Um jeito interessante de interrogar é pensar a partir dos efeitos. A construção de políticas públicas de saúde com a participação da comunidade é uma diretriz do SUS criada a partir da experiência das lutas da reforma sanitária. Na prática, há muitas dificuldades nessa participação social. Mas, ao invés de responsabilizar gestores ou usuários por não colocar em prática de forma adequada o instituto, seria mais interessante questionarmos os pressupostos do controle social pensando em seus efeitos. O que isso produz? Faz sentido pensar numa participação apenas nos grandes espaços mas que não participa da produção quotidiana da vida?

 

Os espaços institucionais acomodam a “oficialidade”, mas não abrigam as disputas existentes. Como escapar do institucional?

 

Os usuários são convidados a participar de reuniões dos profissionais e dos gestores, mas não são considerados como pessoas com uma vida que se desenvolve em outros espaços que não sejam os serviços de saúde, produzindo outras possibilidades. Considerar a vida que acontece para fora dos serviços de saúde é pensar outras formas de produção de saúde e de vida.

 

Saúde se produz como valor.

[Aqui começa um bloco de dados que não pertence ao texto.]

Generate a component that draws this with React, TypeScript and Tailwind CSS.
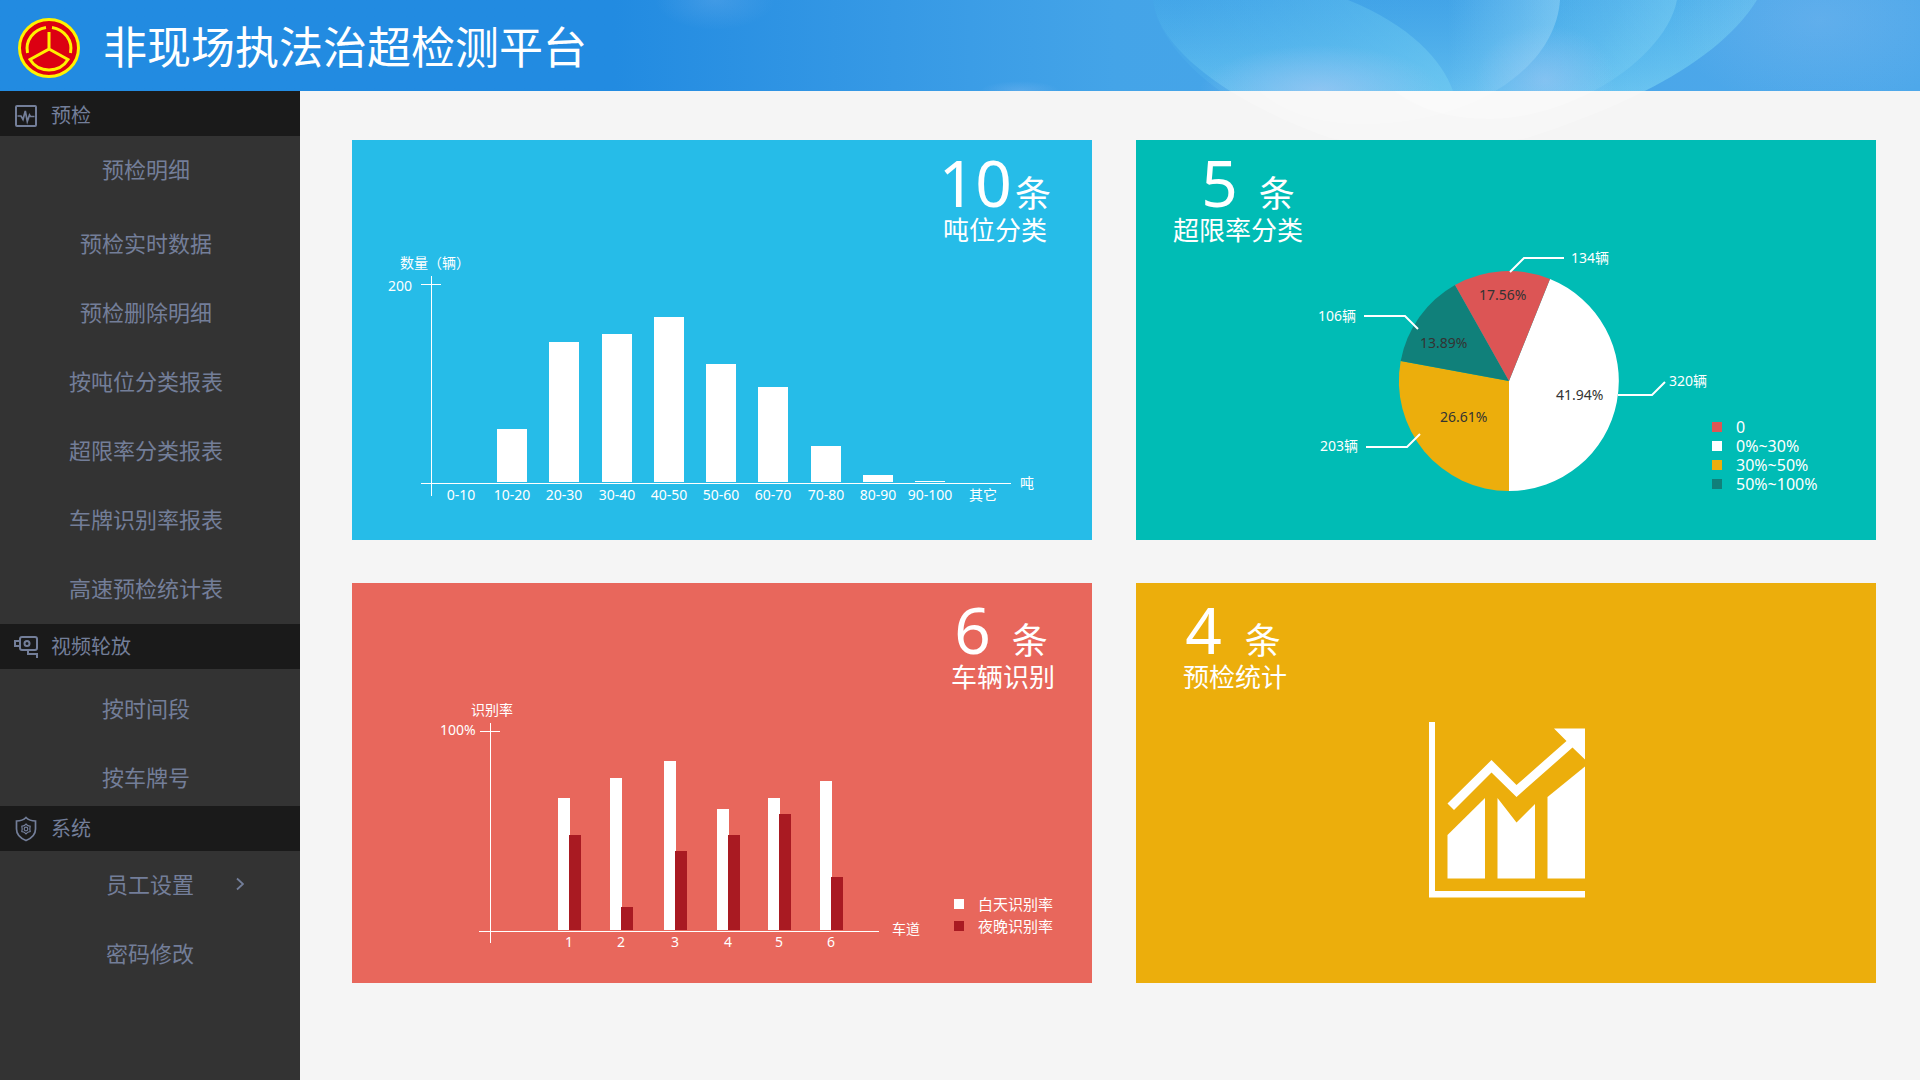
import React from "react";

const INK = "#ffffff";

function Emblem() {
  return (
    <svg viewBox="0 0 62 60" className="h-[60px] w-[62px] shrink-0" fill="none" aria-hidden="true">
      <ellipse cx="31" cy="30" rx="29.5" ry="28.5" fill="#dc0012" stroke="#fff200" strokeWidth="3" />
      <g stroke="#fff200" strokeWidth="3">
        <path d="M9.5 35 A22.5 21.5 0 0 1 28 9.5" />
        <path d="M34 9.5 A22.5 21.5 0 0 1 52.5 35" />
        <path d="M31 14 V31 L12 41.500 A22 21 0 0 0 50 41.500 L31 31" />
      </g>
    </svg>
  );
}

function PulseIcon() {
  return (
    <svg viewBox="0 0 24 24" className="h-6 w-6" fill="none" stroke="currentColor" strokeWidth="2" aria-hidden="true">
      <rect x="2" y="2" width="20" height="20" rx="1" />
      <path d="M3.500 12 H7 L9 15.500 L11.300 7 L13.300 17.500 L15.500 11 L16.500 12.500 H20.500" strokeWidth="1.700" />
    </svg>
  );
}

function CameraIcon() {
  return (
    <svg viewBox="0 0 26 24" className="h-6 w-[26px]" fill="none" stroke="currentColor" strokeWidth="2" aria-hidden="true">
      <rect x="7" y="2" width="17" height="13" rx="2" />
      <path d="M7 6 H2 V11 H7" />
      <circle cx="14" cy="8.500" r="2.500" />
      <path d="M15 15 V19 H24 V23" />
    </svg>
  );
}

function ShieldIcon() {
  return (
    <svg viewBox="0 0 24 26" className="h-[26px] w-6" fill="none" stroke="currentColor" strokeWidth="1.700" aria-hidden="true">
      <path d="M12 1.500 C9.500 4 5.500 5 2.500 5 V13 C2.500 18.500 7 22.500 12 24.500 C17 22.500 21.500 18.500 21.500 13 V5 C18.500 5 14.500 4 12 1.500 Z" />
      <path d="M12 8 L13.800 9.600 L16.200 10.200 L15.800 13 L16.200 15.500 L13.800 16.200 L12 18 L10.200 16.200 L7.800 15.500 L8.200 13 L7.800 10.200 L10.200 9.600 Z" strokeWidth="1.200" />
      <circle cx="12" cy="13" r="1.800" strokeWidth="1.200" />
    </svg>
  );
}

const OUTER = "M533 0 C537 40 590 95 710 138 C770 150 850 150 907 138 C1010 105 1100 60 1137 0 Z";
const INNER_LEFT = "M596 0 C600 50 630 124 743 124 C850 124 935 70 940 0 Z";
const INNER_RIGHT = "M728 0 C735 60 770 119 870 119 C950 119 1045 60 1057 0 Z";

function SkyArt() {
  return (
    <svg
      viewBox="0 0 1300 145"
      preserveAspectRatio="xMaxYMin slice"
      className="pointer-events-none absolute top-0 right-0 h-[145px] w-[1300px]"
      aria-hidden="true"
    >
      <defs>
        <linearGradient id="fall" gradientUnits="userSpaceOnUse" x1="0" y1="0" x2="0" y2="91">
          <stop offset="0" stopColor="#6fd2f4" stopOpacity="0.03" />
          <stop offset="1" stopColor="#8fe0f8" stopOpacity="0.4" />
        </linearGradient>
        <linearGradient id="deep" gradientUnits="userSpaceOnUse" x1="820" y1="0" x2="1050" y2="0">
          <stop offset="0" stopColor="#3a9fe6" stopOpacity="0.5" />
          <stop offset="1" stopColor="#3fb4ea" stopOpacity="0.25" />
        </linearGradient>
        <linearGradient id="petal" gradientUnits="userSpaceOnUse" x1="560" y1="0" x2="830" y2="60">
          <stop offset="0" stopColor="#5fc4f0" stopOpacity="0.1" />
          <stop offset="1" stopColor="#74cff2" stopOpacity="0.5" />
        </linearGradient>
        <linearGradient id="rim" gradientUnits="userSpaceOnUse" x1="1000" y1="0" x2="1130" y2="60">
          <stop offset="0" stopColor="#7fd4f4" stopOpacity="0" />
          <stop offset="1" stopColor="#7fd4f4" stopOpacity="0.4" />
        </linearGradient>
        <linearGradient id="edge" gradientUnits="userSpaceOnUse" x1="780" y1="0" x2="940" y2="0">
          <stop offset="0.3" stopColor="#a5dcf8" stopOpacity="0" />
          <stop offset="1" stopColor="#a5dcf8" stopOpacity="0.45" />
        </linearGradient>
        <linearGradient id="edge2" gradientUnits="userSpaceOnUse" x1="900" y1="0" x2="1060" y2="0">
          <stop offset="0" stopColor="#8fdcf6" stopOpacity="0" />
          <stop offset="1" stopColor="#8fdcf6" stopOpacity="0.35" />
        </linearGradient>
        <radialGradient id="cloud">
          <stop offset="0" stopColor="#a9c8f4" stopOpacity="0.6" />
          <stop offset="1" stopColor="#a9c8f4" stopOpacity="0" />
        </radialGradient>
        <clipPath id="bar">
          <rect width="1300" height="91" />
        </clipPath>
        <clipPath id="below">
          <rect y="91" width="1300" height="54" />
        </clipPath>
      </defs>
      <g clipPath="url(#bar)">
        <path d={OUTER} fill="url(#deep)" />
        <path d={OUTER} fill="url(#fall)" />
        <path d={OUTER} fill="url(#rim)" />
        <path d={INNER_RIGHT} fill="url(#edge2)" />
        <ellipse cx="925" cy="80" rx="70" ry="55" fill="url(#cloud)" opacity="0.8" />
        <path d={INNER_LEFT} fill="url(#edge)" />
        <path d="M533 0 C537 30 560 62 600 91 H833 C822 60 790 25 728 0 Z" fill="url(#petal)" />
        <ellipse cx="700" cy="90" rx="120" ry="45" fill="url(#cloud)" />
        <ellipse cx="1200" cy="20" rx="150" ry="90" fill="url(#cloud)" opacity="0.35" />
        <ellipse cx="95" cy="0" rx="60" ry="30" fill="url(#cloud)" opacity="0.3" />
        <ellipse cx="400" cy="91" rx="40" ry="10" fill="url(#cloud)" opacity="0.4" />
      </g>
      <g clipPath="url(#below)" fill="#ffffff">
        <path d={OUTER} opacity="0.25" />
        <path d={INNER_LEFT} opacity="0.2" />
        <path d={INNER_RIGHT} opacity="0.25" />
      </g>
    </svg>
  );
}

type Section = {
  title: string;
  icon: React.ReactNode;
  head: string;
  body: string;
  items: { label: string; className: string; more?: boolean }[];
};

const sections: Section[] = [
  {
    title: "预检",
    icon: <PulseIcon />,
    head: "pt-1",
    body: "pt-[5px] pb-2",
    items: [
      { label: "预检明细", className: "mb-[5px] pr-2" },
      { label: "预检实时数据", className: "pr-2" },
      { label: "预检删除明细", className: "pr-2" },
      { label: "按吨位分类报表", className: "pr-2" },
      { label: "超限率分类报表", className: "pr-2" },
      { label: "车牌识别率报表", className: "pr-2" },
      { label: "高速预检统计表", className: "pr-2" },
    ],
  },
  {
    title: "视频轮放",
    icon: <CameraIcon />,
    head: "",
    body: "pt-[11px] pb-px",
    items: [
      { label: "按时间段", className: "pr-2" },
      { label: "按车牌号", className: "pr-2" },
    ],
  },
  {
    title: "系统",
    icon: <ShieldIcon />,
    head: "",
    body: "pt-[5px]",
    items: [
      { label: "员工设置", className: "", more: true },
      { label: "密码修改", className: "" },
    ],
  },
];

function Sidebar() {
  return (
    <nav className="w-[300px] shrink-0 bg-[#333333] text-[#737e99]">
      {sections.map((s) => (
        <section key={s.title}>
          <h2 className={"flex h-[45px] items-center bg-[#1a1a1a] pl-[13px] text-xl " + s.head}>
            <span className="mr-3 flex w-[26px] justify-center">{s.icon}</span>
            {s.title}
          </h2>
          <ul className={"flex flex-col gap-[13px] " + s.body}>
            {s.items.map((it) => (
              <li key={it.label} className={it.className}>
                <a href="#" className="relative flex h-14 items-center justify-center text-[22px]">
                  {it.label}
                  {it.more && (
                    <svg viewBox="0 0 8 14" className="absolute right-14 h-[14px] w-2" fill="none" stroke="currentColor" strokeWidth="1.800" aria-hidden="true">
                      <path d="M1 1.500 L7 7 L1 12.500" />
                    </svg>
                  )}
                </a>
              </li>
            ))}
          </ul>
        </section>
      ))}
    </nav>
  );
}

function CardHead({ count, title, className, rowClass }: { count: number; title: string; className: string; rowClass: string }) {
  return (
    <div className={"flex h-[100px] " + className}>
      <div className="flex flex-col items-center">
        <p className={"flex h-16 items-baseline leading-none " + rowClass}>
          <span className="text-[64px]">{count}</span>
          <span className="text-4xl leading-none">条</span>
        </p>
        <h3 className="mt-[2px] text-[26px] leading-none">{title}</h3>
      </div>
    </div>
  );
}

const tonnage = [
  { label: "0-10", h: 0 },
  { label: "10-20", h: 53 },
  { label: "20-30", h: 140 },
  { label: "30-40", h: 148 },
  { label: "40-50", h: 165 },
  { label: "50-60", h: 118 },
  { label: "60-70", h: 95 },
  { label: "70-80", h: 36 },
  { label: "80-90", h: 7 },
  { label: "90-100", h: 1 },
  { label: "其它", h: 0 },
];
const tonnageX = [109, 160, 212, 265, 317, 369, 421, 474, 526, 578, 631];

function TonnageChart() {
  return (
    <svg viewBox="0 -10 740 300" className="h-[300px] w-full" fill={INK} fontSize="14" role="img" aria-label="吨位分类">
      <g shapeRendering="crispEdges">
        <rect x="79" y="26" width="1" height="220" />
        <rect x="69" y="34" width="20" height="1" />
        <rect x="69" y="233" width="590" height="1" />
        {tonnage.map((t, i) => (
          <rect key={t.label} x={tonnageX[i] - 15} y={232 - t.h} width="30" height={t.h} />
        ))}
      </g>
      <text x="48" y="18" lang="zh-TW" className="font-['Noto_Sans_CJK_TC',sans-serif]">数量（辆）</text>
      <text x="36" y="41">200</text>
      <text x="668" y="238">吨</text>
      {tonnage.map((t, i) => (
        <text key={t.label} x={tonnageX[i]} y="250" textAnchor="middle">{t.label}</text>
      ))}
    </svg>
  );
}

const lanes = [
  { x: 206, day: 132, night: 95 },
  { x: 258, day: 152, night: 23 },
  { x: 312, day: 169, night: 79 },
  { x: 365, day: 121, night: 95 },
  { x: 416, day: 132, night: 116 },
  { x: 468, day: 149, night: 53 },
];

function LaneChart() {
  return (
    <svg viewBox="0 -10 590 300" className="h-[300px] w-[590px]" fill={INK} fontSize="14" role="img" aria-label="车辆识别">
      <g shapeRendering="crispEdges">
        <rect x="138" y="30" width="1" height="220" />
        <rect x="128" y="38" width="20" height="1" />
        <rect x="127" y="238" width="400" height="1" />
        {lanes.map((l) => (
          <g key={l.x}>
            <rect x={l.x} y={237 - l.day} width="12" height={l.day} />
            <rect x={l.x + 11} y={237 - l.night} width="12" height={l.night} fill="#a91a22" />
          </g>
        ))}
      </g>
      <text x="119" y="22">识别率</text>
      <text x="88" y="42">100%</text>
      <text x="540" y="241">车道</text>
      {lanes.map((l, i) => (
        <text key={l.x} x={l.x + 11} y="254" textAnchor="middle">{i + 1}</text>
      ))}
    </svg>
  );
}

function PieChart() {
  return (
    <svg viewBox="0 -11 576 300" className="h-[300px] w-[576px]" fill={INK} fontSize="14" role="img" aria-label="超限率分类">
      <path d="M373 130 L414 28 A110 110 0 0 1 373 240 Z" fill="#ffffff" />
      <path d="M373 130 L373 240 A110 110 0 0 1 264.700 110 Z" fill="#ecae0c" />
      <path d="M373 130 L264.700 110 A110 110 0 0 1 319 34 Z" fill="#10807a" />
      <path d="M373 130 L319 34 A110 110 0 0 1 414 28 Z" fill="#dc5555" />
      <g fill="none" stroke={INK} strokeWidth="2">
        <path d="M374 21 L388 7 H428" />
        <path d="M228 65 H269 L282 78" />
        <path d="M230 196 H271 L284 183" />
        <path d="M482 144 H516 L529 131" />
      </g>
      <text x="435" y="12">134辆</text>
      <text x="182" y="70">106辆</text>
      <text x="184" y="200">203辆</text>
      <text x="533" y="135">320辆</text>
      <g fill="#333333">
        <text x="343" y="49">17.56%</text>
        <text x="284" y="97">13.89%</text>
        <text x="420" y="149">41.94%</text>
        <text x="304" y="171">26.61%</text>
      </g>
    </svg>
  );
}

function TrendArt() {
  return (
    <svg viewBox="0 -10 740 300" className="h-[300px] w-full" fill={INK} role="img" aria-label="预检统计">
      <path d="M293 29 H299 V198 H449 V204.500 H293 Z" />
      <path d="M311.500 142 L349 105 V185.500 H311.500 Z" />
      <path d="M361.500 105 L380.500 129.500 L399 111 V185.500 H361.500 Z" />
      <path d="M411.500 104 L449 73.500 V185.500 H411.500 Z" />
      <path d="M311.500 110.500 L355.500 67 L380.500 92 L430.500 48 L418 35.500 H449 V66.500 L436.500 54.500 L380.500 104 L355.500 79.500 L318 117 Z" />
    </svg>
  );
}

const overrun = [
  { label: "0", color: "bg-[#dc5555]" },
  { label: "0%~30%", color: "bg-white" },
  { label: "30%~50%", color: "bg-[#ecae0c]" },
  { label: "50%~100%", color: "bg-[#10807a]" },
];
const periods = [
  { label: "白天识别率", color: "bg-white" },
  { label: "夜晚识别率", color: "bg-[#a91a22]" },
];

export default function App() {
  return (
    <div className="flex min-h-screen flex-col bg-[#f5f5f5] font-['Noto_Sans','Noto_Sans_CJK_SC',sans-serif]">
      <header className="relative flex h-[91px] items-center bg-linear-to-r from-[#228be1] from-32% via-[#44a4e8] via-58% to-[#4ea8ea] pt-1 pl-[18px]">
        <SkyArt />
        <Emblem />
        <h1 className="mb-[2px] ml-[23px] text-[44px] leading-none text-white">非现场执法治超检测平台</h1>
      </header>
      <div className="flex grow">
        <Sidebar />
        <main className="relative grid grow auto-rows-min grid-cols-2 gap-x-11 gap-y-[43px] pt-[49px] pr-11 pb-[97px] pl-[52px] text-white">
          <section className="min-h-[400px] bg-[#26bce8]">
            <CardHead count={10} title="吨位分类" className="justify-end pt-[11px] pr-[41px]" rowClass="gap-[3px]" />
            <TonnageChart />
          </section>
          <section className="min-h-[400px] bg-[#00bcb5]">
            <CardHead count={5} title="超限率分类" className="pt-[11px] pl-[37px]" rowClass="gap-[21px] pl-5" />
            <div className="flex items-end">
              <PieChart />
              <ul className="mb-[47px]">
                {overrun.map((o) => (
                  <li key={o.label} className="flex h-[19px] items-center text-base leading-none">
                    <span className={"mr-[14px] size-[10px] " + o.color} />
                    {o.label}
                  </li>
                ))}
              </ul>
            </div>
          </section>
          <section className="min-h-[400px] bg-[#e8675c]">
            <CardHead count={6} title="车辆识别" className="justify-end pt-[15px] pr-[37px]" rowClass="gap-[21px] pr-1" />
            <div className="flex items-end">
              <LaneChart />
              <ul className="mb-[46px] ml-3">
                {periods.map((p) => (
                  <li key={p.label} className="flex h-[22px] items-center text-[15px] leading-none">
                    <span className={"mr-[14px] size-[10px] " + p.color} />
                    {p.label}
                  </li>
                ))}
              </ul>
            </div>
          </section>
          <section className="min-h-[400px] bg-[#ecae0c]">
            <CardHead count={4} title="预检统计" className="pt-[15px] pl-[47px]" rowClass="gap-[23px] pr-1" />
            <TrendArt />
          </section>
        </main>
      </div>
    </div>
  );
}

Questionar a saúde não é deixar de se importar com a vida das pessoas, é pensar em outras possibilidades de produção de saúde.

 

Esse texto é um convite ao desconforto, ao questionamento constante, à percepção das modificações em constante emergência.

 

Foucault não acredita em relações que não envolvam a disputa de forças e o poder, o poder atravessa todas as relações sociais.

 

Como produzimos novas verdades a partir das nossas experiências de vida?